За дверью послышались шаги. Через мгновение в палате появился доктор.

– Доброе утро! Здравствуйте! Шалом! – зазвенел циркулярной пилой его голос. Шинкевич совсем не картавил, однако, как случалось среди его соплеменников, он говорил гораздо громче, чем того бы требовала даже полуглухая аудитория. – Как себя чувствуем? – выпалил доктор, глядя в пространство между коек. Определенно любой ответ был ему совершенно безразличен. Шинкевич управлялся со своим голосом, как дельфин с эхолотом. Выдавал в эфир порцию трескотни и ждал, пока сигнал отразится от окружающих предметов. Голос служил ему средством ориентации в пространстве. Не более того. Но и не менее.

– Как дела, молодой человек? Какие пожелания? – обратился Шинкевич к первому подвернувшемуся под руку пациенту.

– Хотелось бы быть чуть менее здоровым, чем того желали бы в военкомате, и чуть более здоровым, чем требуется для получения справки в бассейн, – с ехидной улыбкой отозвался парень.

– Непатриотичная пошла у нас молодежь, Вера Степановна! Непатриотичная! – отметил доктор.

Старушенция, к которой он обратился, бросила на молодого человека укоризненный взор.

– А пидарасов уже в армию не берут! – выкрикнул пациент с койки у стены. – Скоро их и в тюрьму пускать перестанут!

В палате наступило некоторое оживление.

– Так, так, господин из взорванного дома? – сканировал окружающее пространство Шинкевич. – Сотрясение и сломанные ребра…

– Где Артемий? – прохрипел Иван Антонович.

– Дома ваш Артемий. Легко отделался, – поспешила успокоить медсестра.

Тем временем доктор уже направлялся к следующему пациенту, которого бортовая навигационная система Шинкевича классифицировала как потенциального погромщика.

– Любо, господин казак! Любо! – дипломатично обратился к больному Шинкевич.

Адресат сморщился и повернулся на другой бок.

18

Маршрутное такси неслось по городу, жонглируя полуотвалившимися деталями, как циркач блестящими головешками.

– На остановке остановите! – выкрикнула с заднего сиденья рыжеволосая девица.

– Ага. А на перекрестке перекрестите! – отозвался водитель.

– Что-что?

– Тавтология-с! – раздался услужливый голос гражданина в шляпе.

– Ну ты, филолог, на тормоз жми! – разозлилась девица.

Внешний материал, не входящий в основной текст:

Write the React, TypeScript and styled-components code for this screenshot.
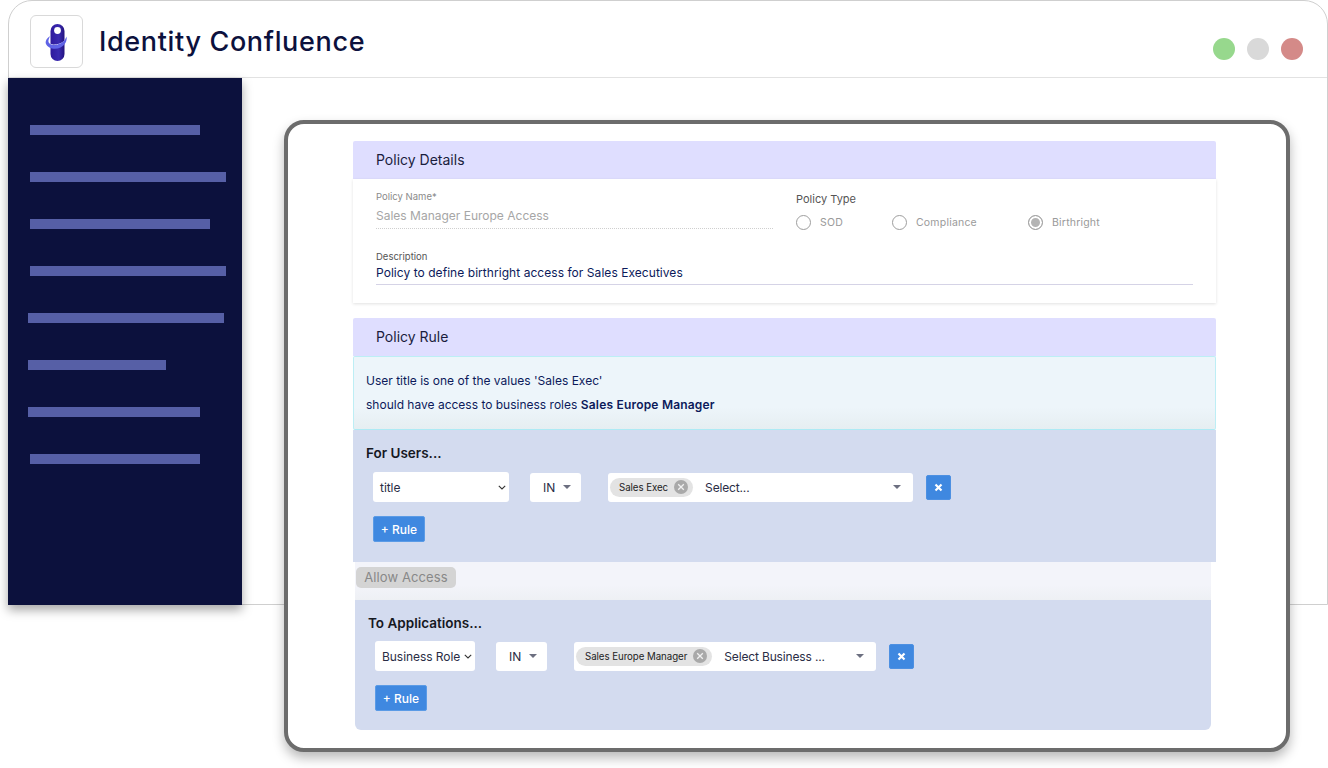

– Здесь останавливаться не буду! Меня и так вчера оштрафовали. – артачился водитель. – Вон знак проедем, тогда и выйдешь.

Прогромыхав еще метров сто, машина затормозила. Рыжеволосая девица выбралась наружу. За нею следом выскочил Артемий.

– Постойте! – крикнул он ей.

– Что еще? – девица обернулась и посмотрела на Артемия. Ее глаза сверкали.

– Проводите меня до больницы?

– С какой это стати? – возмутилась она.

– А с такой стати, что Вы все равно туда идете, – уверенно сказал Артемий.

– Думаете начну спрашивать, «откуда Вам это известно»? – холодным голосом бросила девица.

– Спрашивать не начнете, а вот подумать – подумаете! – настойчиво продолжал Артемий.

– Только не надо меня интриговать пересказыванием замшелых детективов! – с досадой бросила девица. – Все эти дедуктивные методы!… «Грязь на ботинках»!… «Складки на плаще»!… «А на каком глазу ресница»?! Или представитесь астрологом? По звездам вычисляете траектории движения пешеходов в уездном городе Бийске! Поморочьте ка мне голову своими асцедентами! Глядишь, дура рот разинет! Домой поведет! Переспать с собой предложит!